What if you had to write every letter of a word in a separate box? Character arrays save you from that hassle!
Why Character arrays? - Purpose & Use Cases
Imagine you want to store a word like "hello" in your program. Without character arrays, you'd have to store each letter in a separate variable like letter1 = 'h', letter2 = 'e', and so on. This quickly becomes messy and hard to manage when words get longer.
Manually handling each letter is slow and error-prone. If you want to change the word or check its length, you must update many variables. It's like writing a letter by hand, one letter at a time, instead of typing it all at once.
Character arrays let you store a whole word or sentence in one place, like a row of mailboxes holding each letter. You can easily access, change, or count letters using simple loops or functions, making your code cleaner and faster.

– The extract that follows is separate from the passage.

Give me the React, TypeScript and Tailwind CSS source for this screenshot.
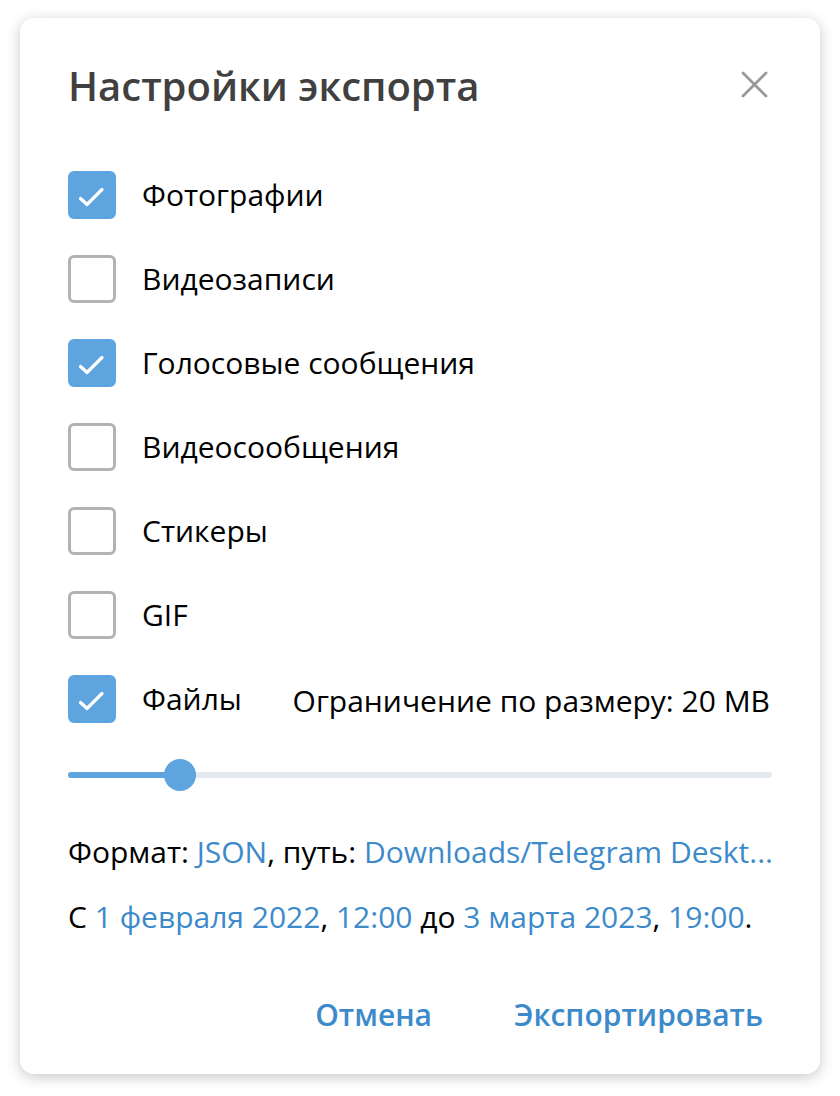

char letter1 = 'h'; char letter2 = 'e'; char letter3 = 'l'; char letter4 = 'l'; char letter5 = 'o';
char word[] = "hello";Character arrays make it easy to work with text data, enabling you to build programs that read, store, and manipulate words and sentences efficiently.
Think of a text message app: it stores your typed words in character arrays so it can display, edit, and send your messages quickly and correctly.
Character arrays store sequences of letters in one place.
They simplify handling and changing text in programs.
Using them avoids messy, repetitive code for each letter.